Check each line for the string "this", then give only how many lines have it.

=== RECORDS SHOWN ===

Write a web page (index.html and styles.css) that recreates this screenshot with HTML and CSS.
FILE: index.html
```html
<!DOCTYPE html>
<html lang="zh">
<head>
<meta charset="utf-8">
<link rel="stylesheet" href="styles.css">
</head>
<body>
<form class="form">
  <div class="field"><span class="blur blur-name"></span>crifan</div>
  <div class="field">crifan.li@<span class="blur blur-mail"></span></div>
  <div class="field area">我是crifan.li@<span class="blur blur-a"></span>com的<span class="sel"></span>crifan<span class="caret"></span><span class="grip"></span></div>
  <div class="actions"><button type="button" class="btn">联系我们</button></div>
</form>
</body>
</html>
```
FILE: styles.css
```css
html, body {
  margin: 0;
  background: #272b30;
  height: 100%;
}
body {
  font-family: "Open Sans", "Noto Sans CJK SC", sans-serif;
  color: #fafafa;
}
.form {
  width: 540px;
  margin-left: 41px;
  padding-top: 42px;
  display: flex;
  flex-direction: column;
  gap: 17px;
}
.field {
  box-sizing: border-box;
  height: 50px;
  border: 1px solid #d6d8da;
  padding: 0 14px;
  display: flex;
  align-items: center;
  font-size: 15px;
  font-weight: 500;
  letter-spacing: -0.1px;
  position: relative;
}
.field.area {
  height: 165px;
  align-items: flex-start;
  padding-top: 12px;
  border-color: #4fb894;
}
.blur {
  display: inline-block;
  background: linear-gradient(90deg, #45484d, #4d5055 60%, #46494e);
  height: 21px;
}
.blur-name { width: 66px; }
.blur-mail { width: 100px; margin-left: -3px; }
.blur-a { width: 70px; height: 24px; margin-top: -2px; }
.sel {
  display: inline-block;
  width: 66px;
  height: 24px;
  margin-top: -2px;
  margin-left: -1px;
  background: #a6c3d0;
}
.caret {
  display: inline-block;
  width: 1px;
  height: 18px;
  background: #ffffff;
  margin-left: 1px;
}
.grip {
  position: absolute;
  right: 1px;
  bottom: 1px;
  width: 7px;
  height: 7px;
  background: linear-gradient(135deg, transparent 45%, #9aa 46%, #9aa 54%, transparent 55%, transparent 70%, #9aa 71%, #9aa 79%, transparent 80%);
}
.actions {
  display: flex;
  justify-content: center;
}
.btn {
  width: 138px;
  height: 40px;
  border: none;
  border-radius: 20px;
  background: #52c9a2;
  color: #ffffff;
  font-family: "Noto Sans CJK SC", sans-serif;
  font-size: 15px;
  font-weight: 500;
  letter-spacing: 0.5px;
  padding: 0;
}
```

===
=== RECORDS SHOWN ===

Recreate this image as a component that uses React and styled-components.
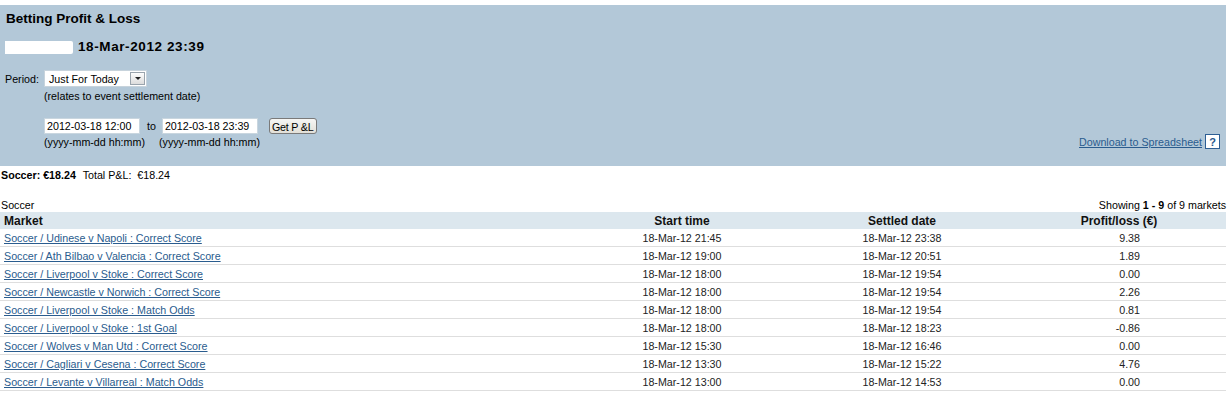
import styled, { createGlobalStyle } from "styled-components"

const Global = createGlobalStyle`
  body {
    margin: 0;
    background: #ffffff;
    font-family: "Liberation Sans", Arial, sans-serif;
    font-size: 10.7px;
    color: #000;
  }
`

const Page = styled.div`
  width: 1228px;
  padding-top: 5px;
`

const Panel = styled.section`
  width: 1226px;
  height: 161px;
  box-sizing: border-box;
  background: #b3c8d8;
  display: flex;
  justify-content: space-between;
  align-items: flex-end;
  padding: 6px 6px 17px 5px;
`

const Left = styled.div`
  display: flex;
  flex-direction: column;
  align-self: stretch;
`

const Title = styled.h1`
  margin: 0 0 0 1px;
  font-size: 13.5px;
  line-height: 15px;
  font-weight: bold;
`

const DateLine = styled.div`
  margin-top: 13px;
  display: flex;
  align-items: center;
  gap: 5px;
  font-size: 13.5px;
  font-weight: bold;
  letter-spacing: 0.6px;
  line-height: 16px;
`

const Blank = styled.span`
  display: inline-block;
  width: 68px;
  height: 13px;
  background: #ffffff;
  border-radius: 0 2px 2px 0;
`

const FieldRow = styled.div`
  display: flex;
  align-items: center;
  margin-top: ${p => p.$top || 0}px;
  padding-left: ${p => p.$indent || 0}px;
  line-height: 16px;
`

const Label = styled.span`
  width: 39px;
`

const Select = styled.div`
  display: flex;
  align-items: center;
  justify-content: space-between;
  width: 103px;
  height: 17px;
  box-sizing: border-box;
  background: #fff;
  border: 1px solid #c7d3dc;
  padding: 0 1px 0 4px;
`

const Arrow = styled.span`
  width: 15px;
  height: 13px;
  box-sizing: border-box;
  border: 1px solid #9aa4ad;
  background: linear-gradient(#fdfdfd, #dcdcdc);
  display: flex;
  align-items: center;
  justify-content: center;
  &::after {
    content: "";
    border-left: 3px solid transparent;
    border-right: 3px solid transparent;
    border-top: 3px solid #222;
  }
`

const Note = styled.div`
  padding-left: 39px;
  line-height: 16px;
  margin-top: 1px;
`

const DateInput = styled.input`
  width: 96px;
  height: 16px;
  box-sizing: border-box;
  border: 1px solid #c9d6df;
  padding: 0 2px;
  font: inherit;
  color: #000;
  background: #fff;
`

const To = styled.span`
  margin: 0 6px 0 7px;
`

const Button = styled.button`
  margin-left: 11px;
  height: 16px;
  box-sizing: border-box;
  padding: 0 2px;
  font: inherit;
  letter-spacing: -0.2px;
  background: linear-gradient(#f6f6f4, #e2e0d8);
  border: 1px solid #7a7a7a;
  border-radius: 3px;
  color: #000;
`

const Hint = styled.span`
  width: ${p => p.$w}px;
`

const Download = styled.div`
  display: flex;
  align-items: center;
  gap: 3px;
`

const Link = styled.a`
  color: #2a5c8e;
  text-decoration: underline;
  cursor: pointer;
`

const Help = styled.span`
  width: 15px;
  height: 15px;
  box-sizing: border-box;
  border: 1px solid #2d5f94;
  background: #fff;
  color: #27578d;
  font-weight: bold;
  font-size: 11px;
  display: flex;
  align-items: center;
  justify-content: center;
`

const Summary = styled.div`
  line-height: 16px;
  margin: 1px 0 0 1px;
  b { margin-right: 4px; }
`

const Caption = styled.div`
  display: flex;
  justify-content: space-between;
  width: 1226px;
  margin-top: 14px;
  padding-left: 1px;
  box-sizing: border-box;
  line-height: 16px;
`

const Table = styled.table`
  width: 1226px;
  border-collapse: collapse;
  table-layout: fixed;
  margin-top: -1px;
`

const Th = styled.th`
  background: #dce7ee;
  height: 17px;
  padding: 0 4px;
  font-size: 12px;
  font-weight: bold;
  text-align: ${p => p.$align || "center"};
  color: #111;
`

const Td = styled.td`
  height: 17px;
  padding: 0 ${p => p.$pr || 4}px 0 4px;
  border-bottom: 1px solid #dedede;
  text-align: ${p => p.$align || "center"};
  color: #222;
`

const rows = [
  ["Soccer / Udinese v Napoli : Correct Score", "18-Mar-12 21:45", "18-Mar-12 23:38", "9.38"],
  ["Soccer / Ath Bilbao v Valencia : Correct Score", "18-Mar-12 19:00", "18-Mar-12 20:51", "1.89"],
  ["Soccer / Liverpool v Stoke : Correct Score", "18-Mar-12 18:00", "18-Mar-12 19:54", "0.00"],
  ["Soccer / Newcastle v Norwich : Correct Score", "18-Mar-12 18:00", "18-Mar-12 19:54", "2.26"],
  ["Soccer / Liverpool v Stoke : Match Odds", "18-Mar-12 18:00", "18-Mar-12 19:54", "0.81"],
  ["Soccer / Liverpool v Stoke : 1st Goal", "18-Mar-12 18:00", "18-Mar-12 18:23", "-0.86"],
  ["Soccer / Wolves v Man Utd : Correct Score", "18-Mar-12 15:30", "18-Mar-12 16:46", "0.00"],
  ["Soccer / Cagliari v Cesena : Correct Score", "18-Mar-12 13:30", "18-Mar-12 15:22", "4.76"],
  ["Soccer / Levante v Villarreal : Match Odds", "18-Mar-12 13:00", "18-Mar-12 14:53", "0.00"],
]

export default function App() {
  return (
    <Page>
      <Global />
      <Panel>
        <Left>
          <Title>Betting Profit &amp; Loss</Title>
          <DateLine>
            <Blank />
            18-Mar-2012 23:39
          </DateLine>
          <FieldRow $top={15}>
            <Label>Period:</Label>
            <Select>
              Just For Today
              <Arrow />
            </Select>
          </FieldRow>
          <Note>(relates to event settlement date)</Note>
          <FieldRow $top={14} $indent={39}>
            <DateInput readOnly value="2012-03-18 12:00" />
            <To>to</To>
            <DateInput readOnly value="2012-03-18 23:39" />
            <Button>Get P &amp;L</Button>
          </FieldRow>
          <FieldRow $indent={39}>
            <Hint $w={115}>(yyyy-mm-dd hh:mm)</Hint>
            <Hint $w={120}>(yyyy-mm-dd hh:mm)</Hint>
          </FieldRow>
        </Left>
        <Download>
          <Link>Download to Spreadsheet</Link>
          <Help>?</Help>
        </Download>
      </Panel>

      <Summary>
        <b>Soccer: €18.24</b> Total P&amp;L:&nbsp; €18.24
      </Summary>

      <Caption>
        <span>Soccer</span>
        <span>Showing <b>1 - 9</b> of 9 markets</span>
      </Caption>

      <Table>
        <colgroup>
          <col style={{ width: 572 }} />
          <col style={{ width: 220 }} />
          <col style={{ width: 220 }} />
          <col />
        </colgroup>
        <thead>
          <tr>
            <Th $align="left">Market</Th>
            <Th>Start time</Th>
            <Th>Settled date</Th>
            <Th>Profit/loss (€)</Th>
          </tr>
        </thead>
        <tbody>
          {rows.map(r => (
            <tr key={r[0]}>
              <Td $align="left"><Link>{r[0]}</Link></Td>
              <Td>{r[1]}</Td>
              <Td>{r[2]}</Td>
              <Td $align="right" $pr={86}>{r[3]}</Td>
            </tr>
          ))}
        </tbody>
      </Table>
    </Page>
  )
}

===
=== RECORDS SHOWN ===

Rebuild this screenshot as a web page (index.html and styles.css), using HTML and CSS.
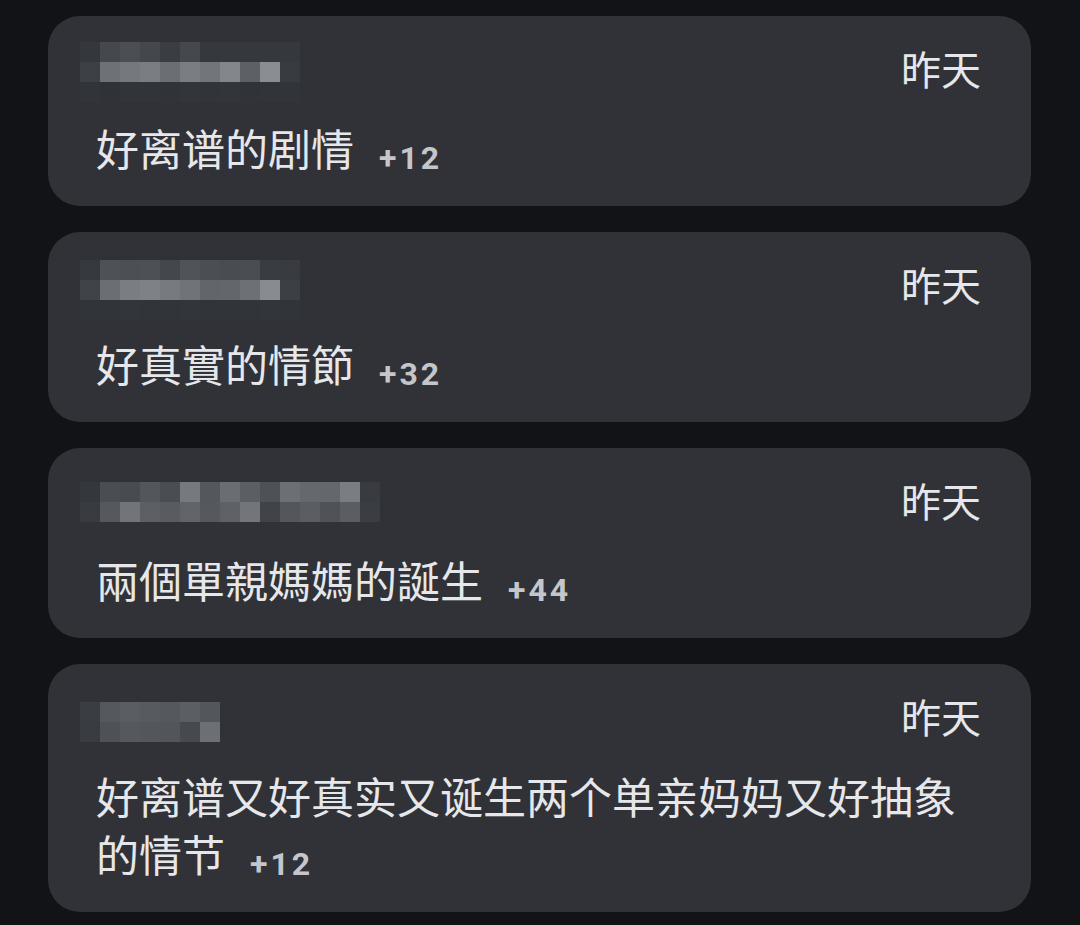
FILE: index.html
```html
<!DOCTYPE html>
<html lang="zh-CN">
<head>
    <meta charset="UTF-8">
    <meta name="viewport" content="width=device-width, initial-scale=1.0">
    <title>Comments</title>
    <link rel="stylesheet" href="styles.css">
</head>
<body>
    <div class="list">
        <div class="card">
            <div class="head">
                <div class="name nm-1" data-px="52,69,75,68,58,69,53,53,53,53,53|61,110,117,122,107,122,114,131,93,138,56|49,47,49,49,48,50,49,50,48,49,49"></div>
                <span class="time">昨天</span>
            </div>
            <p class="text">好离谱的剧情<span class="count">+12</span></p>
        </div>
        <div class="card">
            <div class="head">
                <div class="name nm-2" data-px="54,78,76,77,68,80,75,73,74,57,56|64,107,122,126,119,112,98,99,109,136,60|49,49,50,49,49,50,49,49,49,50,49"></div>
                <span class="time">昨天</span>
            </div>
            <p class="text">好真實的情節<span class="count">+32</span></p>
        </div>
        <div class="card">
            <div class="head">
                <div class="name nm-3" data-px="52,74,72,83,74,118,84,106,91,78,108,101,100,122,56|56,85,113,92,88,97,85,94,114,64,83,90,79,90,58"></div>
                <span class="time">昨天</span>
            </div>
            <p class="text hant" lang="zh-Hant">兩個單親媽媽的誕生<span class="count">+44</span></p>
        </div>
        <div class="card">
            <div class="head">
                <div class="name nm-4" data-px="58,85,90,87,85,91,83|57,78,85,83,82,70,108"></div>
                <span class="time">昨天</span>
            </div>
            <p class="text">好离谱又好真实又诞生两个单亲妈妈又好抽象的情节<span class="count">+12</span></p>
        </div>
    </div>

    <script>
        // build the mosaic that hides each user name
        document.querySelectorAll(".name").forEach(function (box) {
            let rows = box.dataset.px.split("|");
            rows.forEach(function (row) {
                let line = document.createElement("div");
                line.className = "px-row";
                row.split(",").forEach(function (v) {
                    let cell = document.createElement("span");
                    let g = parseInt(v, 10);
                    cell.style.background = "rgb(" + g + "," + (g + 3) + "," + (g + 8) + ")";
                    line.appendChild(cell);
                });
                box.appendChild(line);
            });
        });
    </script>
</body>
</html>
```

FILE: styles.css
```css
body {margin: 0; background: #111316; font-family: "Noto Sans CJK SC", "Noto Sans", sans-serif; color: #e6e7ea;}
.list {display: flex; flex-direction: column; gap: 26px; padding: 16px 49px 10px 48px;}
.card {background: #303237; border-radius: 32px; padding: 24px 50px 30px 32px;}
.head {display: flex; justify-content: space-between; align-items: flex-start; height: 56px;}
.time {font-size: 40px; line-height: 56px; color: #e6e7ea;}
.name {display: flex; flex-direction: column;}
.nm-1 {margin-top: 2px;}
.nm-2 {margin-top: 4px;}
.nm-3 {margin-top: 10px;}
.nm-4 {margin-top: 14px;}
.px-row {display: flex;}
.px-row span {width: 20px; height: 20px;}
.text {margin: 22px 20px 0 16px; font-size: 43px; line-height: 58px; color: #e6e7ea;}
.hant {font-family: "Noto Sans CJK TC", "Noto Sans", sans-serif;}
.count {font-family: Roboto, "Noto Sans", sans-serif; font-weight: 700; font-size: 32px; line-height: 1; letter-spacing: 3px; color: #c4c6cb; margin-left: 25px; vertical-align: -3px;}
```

===

[REPLY]
3